Waterloo East Theatre, London – 24 November 2019
Following a run at the Southwark Playhouse, Afterglow has transferred to the Waterloo East Theatre. I understand that this production (new cast, new director, new venue) is quite different from the original Southwark Playhouse run, but as I didn’t see it you’ll be spared any unnecessary theatre geek comparisons.
Firstly, just to get this out of the way, yes there is male nudity. Actually a fair amount of male nudity, but this nakedness feels natural within the context of the play. They aren’t just stripping off for no apparent reason. And all three actors are very beautiful, so aesthetically the show doesn’t disappoint. For anyone thinking of going for more shallow reasons, just do it, you’ll love it.
However to reduce Afterglow to “that show with the naked men and sex scenes” would be to do it a massive disservice. Sex and sexual appetite sit at the heart of this play, which examines the dangers of open relationships, when emotions inevitably get complicated.
The play opens with a threesome. Straight in there with an energetic sex scene. Josh and Alex are a married couple, and Darius has joined them in bed. We discover that this is Darius’ first time with them. Josh and Alex, on the other hand seem to enjoy an open and active relationship, and you get the sense they’ve been together a very long time. However, their lifestyle is about to change, as they are expecting a baby through a surrogate.
What S. Asher Gelman has achieved with Afterglow is a thoughtful and nuanced piece of theatre that addresses the challenge of maintaining a relationship through life-change, as well as managing imbalanced sexual appetite within an established couple. I’m surprised that it isn’t a subject that is explored more often, as I know quite a few couples who struggle with this, and they’re probably the tip of the iceberg. What do you do when your partner needs more sex than you are willing or able to provide? What if you need more sex than you can get in your relationship? An open relationship seems like such a simple solution. What could go wrong?
Peter McPherson gives a strong performance as Alex, who is the most well developed character within the piece. He is happy for his husband Josh (played with a wonderful puppy like energy by Adi Chugh) to continue to have sexual encounters with Darius (Benjamin Aluwihare gives a convincingly youthful and naive performance) without him.
McPherson particularly shines in the moments when the tone of the play starts to shift, and we see flashes of Alex’s pain at his realisation that Josh is developing feelings for Darius. While Josh and Darius are also very well played, there is less of an emotional connection with these characters. Josh seems selfish and manipulative, and I couldn’t get a sense of how he actually feels about imminent fatherhood. Everything seems like a game to him. I didn’t learn enough about Darius to connect with him either, which feels like a missed opportunity as there is a sweetness to him, but there are also a fair few things that don’t quite add up about his lifestyle and are never really explained.
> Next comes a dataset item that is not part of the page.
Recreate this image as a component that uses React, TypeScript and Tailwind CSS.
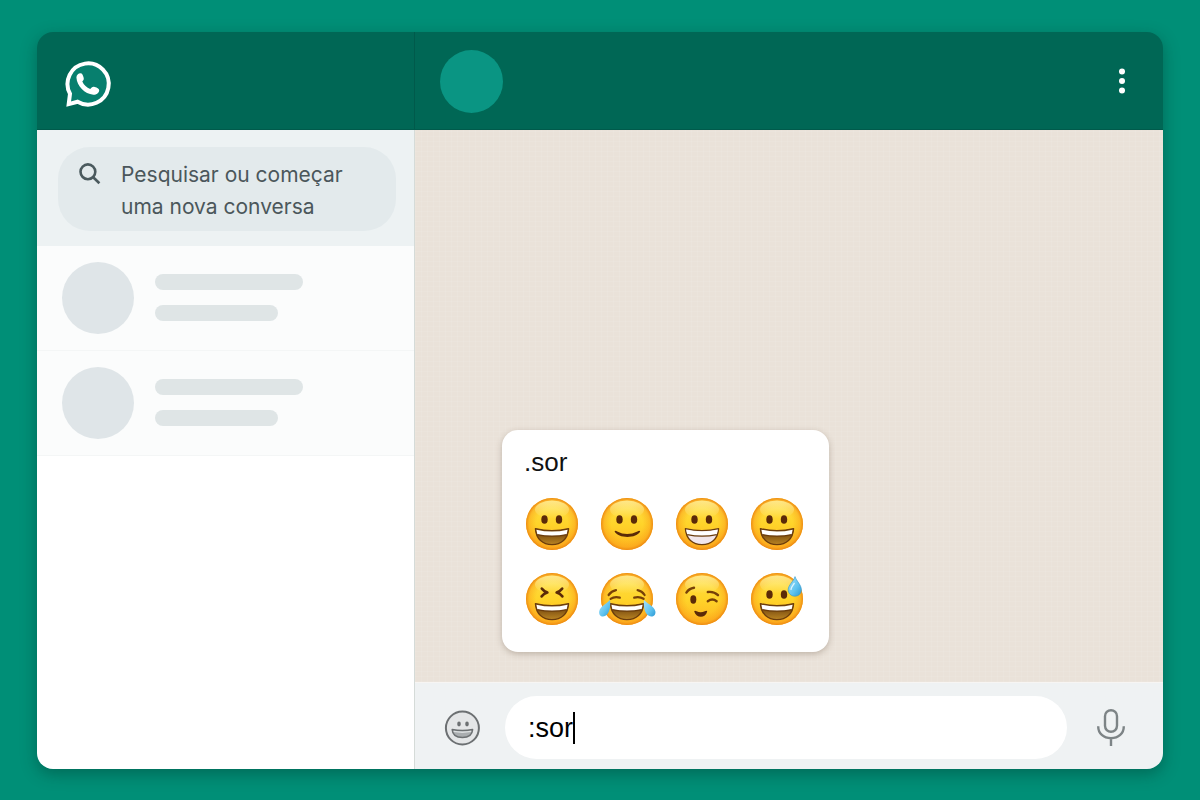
import { useState } from "react";
import type { ReactNode } from "react";

const BROWN = "#5b2a08";

function Face({ children }: { children: ReactNode }) {
  return (
    <svg viewBox="0 0 52 52" className="size-[52px] overflow-visible" aria-hidden="true">
      <circle cx="26" cy="26" r="26" fill="url(#skin)" />
      <circle cx="26" cy="26" r="26" fill="url(#rim)" />
      <ellipse cx="26" cy="11.5" rx="17" ry="9" fill="url(#shine)" />
      {children}
    </svg>
  );
}

function Eyes() {
  return (
    <>
      <ellipse cx="18.5" cy="21.5" rx="3.2" ry="4.3" fill={BROWN} />
      <ellipse cx="33" cy="21.5" rx="3.2" ry="4.3" fill={BROWN} />
    </>
  );
}

function OpenMouth({ teeth = false }: { teeth?: boolean }) {
  return (
    <>
      <path
        d="M9.4 30.6Q26 34.6 42.6 30.6C42 41 35.2 46.6 26 46.6S10 41 9.4 30.6Z"
        fill={teeth ? "#f1e6ea" : "url(#mouth)"}
        stroke="#6b3c0c"
        strokeWidth="1.3"
        strokeLinejoin="round"
      />
      <path d="M10.4 31.7Q26 35.4 41.6 31.7L40.6 36.4Q26 39.4 11.4 36.4Z" fill="#fff" />
      <path d="M11.2 36.6Q26 39.8 40.8 36.6" fill="none" stroke="#6b3c0c" strokeWidth="1.2" />
    </>
  );
}

// gradients shared by all faces
function EmojiDefs() {
  return (
    <svg className="absolute size-0" aria-hidden="true">
      <defs>
        <linearGradient id="skin" x1="0" y1="0" x2="0" y2="1">
          <stop offset="0" stopColor="#ffdf48" />
          <stop offset="0.5" stopColor="#ffd42a" />
          <stop offset="1" stopColor="#feb41f" />
        </linearGradient>
        <radialGradient id="rim">
          <stop offset="0.6" stopColor="#fba81a" stopOpacity="0" />
          <stop offset="0.88" stopColor="#fa9f1a" stopOpacity="0.5" />
          <stop offset="1" stopColor="#ec8712" />
        </radialGradient>
        <linearGradient id="shine" x1="0" y1="0" x2="0" y2="1">
          <stop offset="0" stopColor="#fff3a0" stopOpacity="0.8" />
          <stop offset="1" stopColor="#fff3a0" stopOpacity="0" />
        </linearGradient>
        <linearGradient id="mouth" x1="0" y1="0" x2="0" y2="1">
          <stop offset="0.3" stopColor="#7a4c10" />
          <stop offset="1" stopColor="#b98423" />
        </linearGradient>
        <linearGradient id="tear" x1="0" y1="0" x2="1" y2="1">
          <stop offset="0" stopColor="#a5e2fb" />
          <stop offset="0.6" stopColor="#5fc3ef" />
          <stop offset="1" stopColor="#2c98d4" />
        </linearGradient>
      </defs>
    </svg>
  );
}

const emojis = [
  { name: "sorriso aberto", art: <><Eyes /><OpenMouth /></> },
  {
    name: "sorriso leve",
    art: (
      <>
        <Eyes />
        <path d="M13.6 33.6C13.8 32.5 15 32.6 16.2 33.4Q26 38.6 36.4 33.4C37.8 32.6 39 32.5 39.2 33.6C35.6 40.8 17.2 40.8 13.6 33.6Z" fill={BROWN} />
      </>
    ),
  },
  { name: "sorriso com dentes", art: <><Eyes /><OpenMouth teeth /></> },
  { name: "sorriso grande", art: <><Eyes /><OpenMouth /></> },
  {
    name: "sorriso de olhos fechados",
    art: (
      <>
        <path d="M15.8 15.6Q18 18.4 21.4 19.6Q18 20.4 15.6 23.4M36.2 15.6Q34 18.4 30.6 19.6Q34 20.4 36.4 23.4" fill="none" stroke={BROWN} strokeWidth="2.6" strokeLinecap="round" strokeLinejoin="round" />
        <OpenMouth />
      </>
    ),
  },
  {
    name: "chorando de rir",
    art: (
      <>
        <path d="M7.6 22Q10.5 18 15 17.2M36.6 17.2Q41 18 43.6 22M9.6 25.8Q13.5 23.2 18.8 24.6M33.2 24.6Q38.5 23.2 42.6 25.8" fill="none" stroke="#774008" strokeWidth="2.2" strokeLinecap="round" />
        <OpenMouth />
        <path d="M9 27C9.8 34 8.6 40.4 4.4 42.8C0.8 44.6-2.4 42.4-1.8 38.4C-1 33.6 4.8 31.4 9 27Z" fill="url(#tear)" />
        <path d="M43 27C42.2 34 43.6 40.4 47.8 42.8C51.4 44.6 55 42.4 54.4 38.4C53.6 33.6 47.2 31.4 43 27Z" fill="url(#tear)" />
      </>
    ),
  },
  {
    name: "piscadela",
    art: (
      <>
        <ellipse cx="17.3" cy="26.5" rx="3" ry="4.2" fill={BROWN} />
        <path d="M10.4 19.6Q13 15.6 18 14.8M31.8 19Q38 18.2 42 22.2M31.8 28.2Q36.4 24.8 40.6 28.2" fill="none" stroke="#774008" strokeWidth="2.4" strokeLinecap="round" />
        <path d="M18.2 38.6C18.4 37.4 19.6 37.6 20.6 38.3Q24.6 40.4 28.8 38.3C30 37.6 31 37.4 31.2 38.6C29.6 45.6 20.2 45.6 18.2 38.6Z" fill={BROWN} />
      </>
    ),
  },
  {
    name: "sorriso com gota de suor",
    art: (
      <>
        <Eyes />
        <OpenMouth />
        <path d="M44 3.6C45.4 8 50.4 12 50.4 16.8C50.4 20.6 47.4 23.2 43.8 23.2S37.2 20.4 37.2 16.8C37.2 12 42.6 8.6 44 3.6Z" fill="url(#tear)" stroke="#2f93c8" strokeWidth="0.6" />
        <path d="M40 16.4C40.2 13.8 42 12.4 43.2 10.4" fill="none" stroke="#dcf5fe" strokeWidth="1.4" strokeLinecap="round" />
      </>
    ),
  },
];

function WhatsAppLogo() {
  return (
    <svg viewBox="0 0 46 46" className="size-[46px] overflow-visible" role="img" aria-label="WhatsApp">
      <path d="M5 32.8A20.6 20.6 0 1 1 12.6 40.7L3.7 43.1Z" fill="#077f6e" stroke="#fff" strokeWidth="4" />
      <path
        d="M11.4 16.5C11.4 14 13.4 12.4 15.4 12.3C17.4 12.3 17.8 14 18.6 16.5C19.1 18.5 18.6 19 17.3 20.5C18.8 24 21.8 26.6 25.2 28.1C26.4 26.9 27.2 25.5 29 25.8C31 26.3 34.2 27.4 34.2 29.2C34.2 31.8 31.5 33.8 28.3 33.7C19.6 33 12 25 11.4 16.5Z"
        fill="#fff"
      />
    </svg>
  );
}

function ChatRow() {
  return (
    <li className="flex items-start gap-[21px] border-b border-[#f4f6f6] bg-[#fbfcfc] py-4 pl-[25px]">
      <div className="size-[72px] shrink-0 rounded-full bg-[#dfe5e8]" />
      <div className="flex flex-col gap-[15px] pt-3">
        <div className="h-4 w-[148px] rounded-full bg-[#dfe5e6]" />
        <div className="h-4 w-[123px] rounded-full bg-[#dfe5e6]" />
      </div>
    </li>
  );
}

export default function App() {
  const [search, setSearch] = useState("");
  const [message, setMessage] = useState(":sor");

  return (
    <div className="flex min-h-screen bg-[#008f77] px-[37px] pt-8 pb-[31px] font-['Liberation_Sans',Arial,sans-serif]">
      <EmojiDefs />
      <div className="flex flex-1 overflow-hidden rounded-2xl shadow-[0_5px_16px_rgba(0,50,40,0.4)]">
        <aside className="flex w-[378px] shrink-0 flex-col">
          <header className="flex h-[98px] items-center border-r border-b border-[#005a4b] bg-[#006755] pt-[6px] pl-7">
            <WhatsAppLogo />
          </header>
          <div className="flex flex-1 flex-col border-r border-[#d5dbd8] bg-white">
            <div className="bg-[#edf2f3] pt-[17px] pr-[18px] pb-[15px] pl-[21px]">
              <label className="flex items-start gap-5 rounded-[32px] bg-[#e3eaec] pt-3 pr-4 pb-2 pl-[21px]">
                <svg viewBox="0 0 22 22" className="mt-1 size-[22px] shrink-0" fill="none" stroke="#4b5a5e" strokeWidth="2.6" aria-hidden="true">
                  <circle cx="8.9" cy="8.8" r="7.4" />
                  <path d="M14.2 14.2L20.4 20.2" />
                </svg>
                <textarea
                  rows={2}
                  aria-label="Pesquisar"
                  placeholder={"Pesquisar ou começar\numa nova conversa"}
                  value={search}
                  onChange={(e) => setSearch(e.target.value)}
                  className="block min-w-0 flex-1 resize-none overflow-hidden bg-transparent font-[Inter,sans-serif] text-[21px] leading-8 text-[#4b575b] outline-none placeholder:text-[#4b575b]"
                />
              </label>
            </div>
            <ul>
              <ChatRow />
              <ChatRow />
            </ul>
          </div>
        </aside>

        <section className="flex min-w-0 flex-1 flex-col">
          <header className="flex h-[98px] items-center justify-between border-b border-[#005a4b] bg-[#006755] pt-px pr-[30px] pl-[25px]">
            <div className="size-[63px] rounded-full bg-[#0a9583]" />
            <button type="button" aria-label="Menu">
              <svg viewBox="0 0 22 28" className="h-7 w-[22px]" fill="#fff">
                <circle cx="11" cy="4.5" r="3" />
                <circle cx="11" cy="14" r="3" />
                <circle cx="11" cy="23.5" r="3" />
              </svg>
            </button>
          </header>

          {/* faint woven wallpaper */}
          <main className="flex flex-1 items-end bg-[#eae2d9] bg-[repeating-linear-gradient(0deg,rgba(255,255,255,0.07)_0_1px,transparent_1px_5px),repeating-linear-gradient(90deg,rgba(255,255,255,0.07)_0_1px,transparent_1px_6px)] pb-[30px] pl-[87px]">
            <div className="rounded-2xl bg-white pt-4 pr-[26px] pb-[27px] pl-6 shadow-[0_2px_6px_rgba(90,70,50,0.3)]">
              <p className="-ml-0.5 text-[26px] leading-8 text-[#111]">.sor</p>
              <div className="mt-5 grid grid-cols-4 gap-[23px]">
                {emojis.map((emoji) => (
                  <button key={emoji.name} type="button" aria-label={emoji.name} className="block">
                    <Face>{emoji.art}</Face>
                  </button>
                ))}
              </div>
            </div>
          </main>

          <footer className="flex items-center gap-[25px] border-t border-[#f7f5f3] bg-[#eff2f3] pt-[13px] pr-[33px] pb-[10px] pl-[29px]">
            <button type="button" aria-label="Emojis">
              <svg viewBox="0 0 36 36" className="size-9">
                <circle cx="18.4" cy="18" r="16.5" fill="#e4e6e7" stroke="#6c7072" strokeWidth="2" />
                <ellipse cx="15" cy="14" rx="1.8" ry="2.4" fill="#6c7072" />
                <ellipse cx="23" cy="14" rx="1.8" ry="2.4" fill="#6c7072" />
                <path d="M8.2 19.6Q18.4 21.4 28.6 19.6C28.2 25.2 24.4 27.4 18.4 27.4S8.6 25.2 8.2 19.6Z" fill="#a9adaf" stroke="#6c7072" strokeWidth="1.5" strokeLinejoin="round" />
                <path d="M9.6 21.4Q18.4 23 27.2 21.4" fill="none" stroke="#dcdfe0" strokeWidth="1.4" />
              </svg>
            </button>
            <label className="flex h-[63px] min-w-0 flex-1 items-center rounded-full bg-white pl-[23px]">
              <input
                type="text"
                aria-label="Mensagem"
                value={message}
                onChange={(e) => setMessage(e.target.value)}
                className="field-sizing-content max-w-full bg-transparent text-[27px] leading-8 text-black caret-transparent outline-none"
              />
              <span className="h-8 w-0.5 bg-black" />
            </label>
            <button type="button" aria-label="Gravar áudio">
              <svg viewBox="0 0 38 38" className="size-[38px]" fill="none" stroke="#7d8486" strokeWidth="2.4">
                <rect x="13" y="1.2" width="12" height="21.6" rx="6" />
                <path d="M6.2 17.2C6.2 24.6 11.6 29.2 19 29.2S31.8 24.6 31.8 17.2M19 29.2V37" />
              </svg>
            </button>
          </footer>
        </section>
      </div>
    </div>
  );
}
However, despite these omissions, the overall emotional impact of the play feels fully realised, and the pacing kept me engaged across the 90 minute running time (no interval). There are a lot of scene changes, but they are managed in a way that continues to drive forward our characters’ emotional journeys. I personally really like it when no stage time is wasted. Steven Kunis’ direction feels dynamic and smart, and makes the most of Libby Todd’s design, as well as his talented cast.
Afterglow is booking until 24th November 2019. The recommended age is 18+ as the show contains strong language and nudity.